As noted above, weak equivalence is finer than isomorphism. But in some situations, $W(Q,A)$ will directly classify isomorphism classes.

a) If the center of $Q$ is trivial, then $|W(Q,A)|=I(Q,A)$ (as defined in the question).

b) Suppose $A$ is finite and let the integer $k$ be coprime to $|A|$. Thus, multiplication by $k$ is an automorphism of $A$ that is compatible with $\operatorname{id}_Q$. Hence, for $x \in H^2(Q;A)$, its orbit contains $kx$ for all $k$ comprime to $|A|$. In particular:

If $|H^2(Q;A)|$ is a prime, then $|W(Q,A)| = 2$ and $I(Q,A) \le 2$.

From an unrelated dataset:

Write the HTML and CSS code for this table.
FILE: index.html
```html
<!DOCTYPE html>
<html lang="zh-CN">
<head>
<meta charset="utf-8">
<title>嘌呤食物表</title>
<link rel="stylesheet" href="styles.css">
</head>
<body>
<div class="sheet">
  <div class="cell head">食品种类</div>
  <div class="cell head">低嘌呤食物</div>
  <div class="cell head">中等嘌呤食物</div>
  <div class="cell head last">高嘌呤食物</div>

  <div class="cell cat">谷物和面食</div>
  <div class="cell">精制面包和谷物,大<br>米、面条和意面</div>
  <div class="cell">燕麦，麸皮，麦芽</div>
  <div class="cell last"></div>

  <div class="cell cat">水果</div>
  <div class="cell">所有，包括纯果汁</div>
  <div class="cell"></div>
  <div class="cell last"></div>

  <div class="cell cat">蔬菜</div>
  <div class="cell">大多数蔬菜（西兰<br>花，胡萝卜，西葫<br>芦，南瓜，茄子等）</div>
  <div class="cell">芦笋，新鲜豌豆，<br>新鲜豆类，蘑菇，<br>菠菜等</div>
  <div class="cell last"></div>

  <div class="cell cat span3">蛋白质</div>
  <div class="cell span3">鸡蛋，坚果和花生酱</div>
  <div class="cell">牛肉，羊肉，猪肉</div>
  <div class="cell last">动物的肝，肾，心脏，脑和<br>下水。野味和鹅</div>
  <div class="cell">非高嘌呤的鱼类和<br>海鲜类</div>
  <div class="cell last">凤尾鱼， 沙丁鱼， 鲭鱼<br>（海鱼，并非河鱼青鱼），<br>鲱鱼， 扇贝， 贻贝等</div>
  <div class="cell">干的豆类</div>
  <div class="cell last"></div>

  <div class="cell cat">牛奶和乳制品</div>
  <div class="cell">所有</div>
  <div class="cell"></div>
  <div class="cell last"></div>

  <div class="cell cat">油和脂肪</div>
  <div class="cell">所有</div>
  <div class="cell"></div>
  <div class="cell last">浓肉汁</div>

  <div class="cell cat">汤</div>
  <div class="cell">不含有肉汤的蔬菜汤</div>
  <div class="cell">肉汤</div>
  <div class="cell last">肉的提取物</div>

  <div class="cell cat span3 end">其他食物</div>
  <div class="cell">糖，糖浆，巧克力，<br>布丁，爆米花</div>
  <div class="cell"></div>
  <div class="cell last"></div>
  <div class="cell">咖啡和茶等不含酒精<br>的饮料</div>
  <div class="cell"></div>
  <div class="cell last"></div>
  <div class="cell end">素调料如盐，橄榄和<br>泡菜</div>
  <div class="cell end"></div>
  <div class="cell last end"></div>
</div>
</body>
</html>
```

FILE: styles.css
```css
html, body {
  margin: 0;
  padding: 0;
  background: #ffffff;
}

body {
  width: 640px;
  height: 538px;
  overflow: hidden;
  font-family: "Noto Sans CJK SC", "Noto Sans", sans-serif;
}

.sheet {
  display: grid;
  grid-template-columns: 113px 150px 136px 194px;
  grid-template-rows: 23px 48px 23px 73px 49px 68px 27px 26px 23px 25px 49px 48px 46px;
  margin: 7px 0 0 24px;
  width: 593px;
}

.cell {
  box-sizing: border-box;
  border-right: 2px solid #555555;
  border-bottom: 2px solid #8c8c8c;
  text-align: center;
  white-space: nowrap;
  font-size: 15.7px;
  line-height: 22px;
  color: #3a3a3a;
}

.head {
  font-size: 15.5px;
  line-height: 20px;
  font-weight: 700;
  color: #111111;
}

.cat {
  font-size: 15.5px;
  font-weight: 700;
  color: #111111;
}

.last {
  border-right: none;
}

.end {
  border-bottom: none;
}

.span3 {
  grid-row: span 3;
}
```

Hence, in your example ahead, there are at most two isomorphism classes of groups of
order $p^2$ and since $C_p \times C_p$, $C_{p^2}$ aren't isomorphic, we are done.

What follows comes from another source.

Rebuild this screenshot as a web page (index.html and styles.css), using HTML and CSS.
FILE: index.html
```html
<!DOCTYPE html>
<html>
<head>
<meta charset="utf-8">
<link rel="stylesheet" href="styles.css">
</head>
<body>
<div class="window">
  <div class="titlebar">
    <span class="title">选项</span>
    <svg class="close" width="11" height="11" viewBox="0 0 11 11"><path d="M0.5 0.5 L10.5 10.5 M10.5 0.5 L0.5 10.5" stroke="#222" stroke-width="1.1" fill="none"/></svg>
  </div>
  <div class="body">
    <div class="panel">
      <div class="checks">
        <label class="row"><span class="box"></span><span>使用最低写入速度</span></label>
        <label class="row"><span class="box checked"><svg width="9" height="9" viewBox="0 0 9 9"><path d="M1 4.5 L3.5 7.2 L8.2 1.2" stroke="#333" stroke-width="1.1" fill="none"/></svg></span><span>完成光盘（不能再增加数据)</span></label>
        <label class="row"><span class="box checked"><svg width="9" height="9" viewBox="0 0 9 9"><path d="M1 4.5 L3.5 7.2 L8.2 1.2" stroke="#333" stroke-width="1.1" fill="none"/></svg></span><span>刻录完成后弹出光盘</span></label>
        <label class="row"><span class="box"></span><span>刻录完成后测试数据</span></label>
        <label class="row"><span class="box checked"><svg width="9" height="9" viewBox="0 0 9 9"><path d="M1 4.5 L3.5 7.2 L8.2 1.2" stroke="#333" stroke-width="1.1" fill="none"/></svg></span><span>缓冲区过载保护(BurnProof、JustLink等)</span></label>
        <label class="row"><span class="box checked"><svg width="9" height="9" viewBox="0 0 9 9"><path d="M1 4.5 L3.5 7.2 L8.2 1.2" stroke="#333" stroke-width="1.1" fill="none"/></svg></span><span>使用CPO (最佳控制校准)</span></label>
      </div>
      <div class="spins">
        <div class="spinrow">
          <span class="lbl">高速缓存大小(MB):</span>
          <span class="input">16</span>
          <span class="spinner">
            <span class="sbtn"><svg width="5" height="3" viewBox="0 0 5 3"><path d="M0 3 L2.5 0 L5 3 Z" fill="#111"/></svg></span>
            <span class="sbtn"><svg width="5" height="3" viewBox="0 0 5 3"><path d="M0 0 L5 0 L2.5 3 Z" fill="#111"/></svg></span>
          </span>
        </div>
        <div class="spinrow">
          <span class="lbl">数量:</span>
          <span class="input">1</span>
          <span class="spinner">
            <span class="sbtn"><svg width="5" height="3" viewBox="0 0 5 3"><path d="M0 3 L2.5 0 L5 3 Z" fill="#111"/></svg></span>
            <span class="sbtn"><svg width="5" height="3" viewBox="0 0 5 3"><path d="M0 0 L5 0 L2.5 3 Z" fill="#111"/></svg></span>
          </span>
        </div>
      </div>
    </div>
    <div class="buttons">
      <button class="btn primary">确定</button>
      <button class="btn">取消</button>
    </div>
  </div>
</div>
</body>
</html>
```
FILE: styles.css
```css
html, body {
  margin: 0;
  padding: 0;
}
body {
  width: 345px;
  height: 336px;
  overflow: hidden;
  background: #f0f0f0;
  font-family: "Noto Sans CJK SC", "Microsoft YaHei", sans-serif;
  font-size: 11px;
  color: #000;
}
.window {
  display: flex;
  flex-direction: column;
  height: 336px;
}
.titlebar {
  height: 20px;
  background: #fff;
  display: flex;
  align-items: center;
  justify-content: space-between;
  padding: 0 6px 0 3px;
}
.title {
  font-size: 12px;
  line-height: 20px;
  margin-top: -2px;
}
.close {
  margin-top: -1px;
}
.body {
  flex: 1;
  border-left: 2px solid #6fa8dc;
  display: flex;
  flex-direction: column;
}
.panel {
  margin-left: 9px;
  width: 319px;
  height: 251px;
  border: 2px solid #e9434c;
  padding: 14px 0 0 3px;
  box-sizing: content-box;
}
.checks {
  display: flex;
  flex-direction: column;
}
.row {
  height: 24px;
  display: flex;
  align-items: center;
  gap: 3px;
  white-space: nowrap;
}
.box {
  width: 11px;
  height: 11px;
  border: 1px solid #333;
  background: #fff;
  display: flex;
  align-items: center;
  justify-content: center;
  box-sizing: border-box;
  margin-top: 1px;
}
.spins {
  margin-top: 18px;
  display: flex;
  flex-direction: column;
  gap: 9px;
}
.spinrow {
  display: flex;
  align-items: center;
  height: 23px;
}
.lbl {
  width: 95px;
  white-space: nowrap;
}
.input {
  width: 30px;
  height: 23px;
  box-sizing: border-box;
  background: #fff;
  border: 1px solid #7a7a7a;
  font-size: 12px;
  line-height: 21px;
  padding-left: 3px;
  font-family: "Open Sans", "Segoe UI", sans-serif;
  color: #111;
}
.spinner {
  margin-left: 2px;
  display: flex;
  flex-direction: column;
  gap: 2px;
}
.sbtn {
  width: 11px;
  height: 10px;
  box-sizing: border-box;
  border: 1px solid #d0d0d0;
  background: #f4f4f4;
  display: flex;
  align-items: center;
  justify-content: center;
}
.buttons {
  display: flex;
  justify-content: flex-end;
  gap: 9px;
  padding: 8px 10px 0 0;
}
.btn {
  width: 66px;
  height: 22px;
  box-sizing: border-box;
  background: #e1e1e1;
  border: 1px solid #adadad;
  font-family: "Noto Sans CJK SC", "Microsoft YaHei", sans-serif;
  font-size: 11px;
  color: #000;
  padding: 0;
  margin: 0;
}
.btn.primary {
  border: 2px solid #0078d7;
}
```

**Edit:** Including a proof of a)

Let $\mathcal{C}$ be the class of groups $G$, satisfying $Z(G) \cong A$ and $G/Z(G) \cong Q$. By fixing such isomorphisms each $G \in \mathcal{C}$ exhibits a central extension
$$\mathcal{E}_G: \quad\quad A \cong Z(G) \hookrightarrow G \twoheadrightarrow G/Z(G) \cong Q.$$
The first key observation is: An isomorphism $\phi: G \to H$ maps $Z(G)$ isomorphically onto $Z(H)$ and therefore induces a commutative diagramm with vertical isomorphisms:
$$\mathcal{E}_G: \quad\quad A \cong Z(G) \hookrightarrow G \twoheadrightarrow G/Z(G) \cong Q$$
$$\hspace{17pt} \phi \downarrow \hspace{17pt} \phi \downarrow \hspace{17pt} \bar{\phi} \downarrow $$
$$\mathcal{E}_H: \quad\quad A \cong Z(H) \hookrightarrow H \twoheadrightarrow H/Z(H) \cong Q$$
Hence $\mathcal{E}_G$ and $\mathcal{E}_H$ are weakly equivalent and we obtain a map
$$\mathcal{C}/\cong \to \mathcal{W}(Q,A),\quad [G] \mapsto [\mathcal{E}_G].$$
Since a weak equivalence between $\mathcal{E}_G$ and $\mathcal{E}_H$ implies $G \cong H$, this map is injective. Surjectivity follows from the second key observation: Let
$$\mathcal{E}: \quad\quad A \hookrightarrow G \overset{\kappa}{\twoheadrightarrow} Q$$
be a central extension, i.e. $A \le Z(G)$. Since $\kappa$ is epi, $\kappa(Z(G)) \le Z(Q) = 1$, implying $Z(G) = A$. Thus $G \in \mathcal{C}$ and $[\mathcal{E}_G] = [\mathcal{E}]$.